No menos notable fue la averiguación de las misteriosas andanzas de George Marchais, secretario general de aquel Partido, durante la segunda guerra mundial (era trabajador voluntario en fábricas de Alemania). Esta segunda primicia, sin embargo, no tuvo la repercusión que era de esperar, pues, debido al momento político, no sólo la izquierda tuvo interés en acallarla. También la escamoteó la prensa de derecha, temerosa de que la candidatura presidencial de Marchais quedara mellada con la revelación de las debilidades pro-nazis del líder comunista en su juventud y sus potenciales votantes se pasaran a Mitterrand, lo que hubiera perjudicado al candidato Giscard. De este modo, rechazada a diestra y siniestra, la verdad sobre el pasado de Marchais, minimizada y negada, terminó por eclipsarse, y aquél pudo proseguir su carrera política sin sombras, hasta la apacible jubilación.

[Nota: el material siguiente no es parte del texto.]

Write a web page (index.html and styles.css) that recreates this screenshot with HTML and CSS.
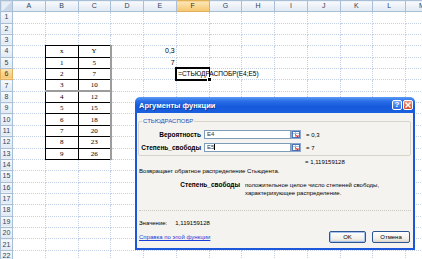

Estas memorias muestran a un Revel en plena forma: fogoso, pendenciero y vital, apasionado de las ideas y de los placeres, curioso insaciable y condenado, por su enfermiza integridad intelectual y su vocación polémica, a vivir en un perpetuo entredicho con casi todo lo que lo rodea. Su lucidez para detectar las trampas y autojustificaciones de sus colegas y su coraje para denunciar el oportunismo y la cobardía de los intelectuales que se ponen al servicio de los poderosos por fanatismo o apetito prebendario, han hecho de él un 'maldito' moderno, un heredero de la gran tradición de los inconformistas franceses, aquella que provocaba revoluciones e incitaba a los espíritus libres a cuestionarlo todo, desde las leyes, sistemas, instituciones, principios éticos y estéticos, hasta el atuendo y las recetas de cocina. Esta tradición agoniza en nuestros días y yo al menos, por más que escruto el horizonte, no diviso continuadores en las nuevas hornadas de escribas. Mucho me temo, pues, que con Revel, desaparezca. Pero, eso sí, con los máximos honores.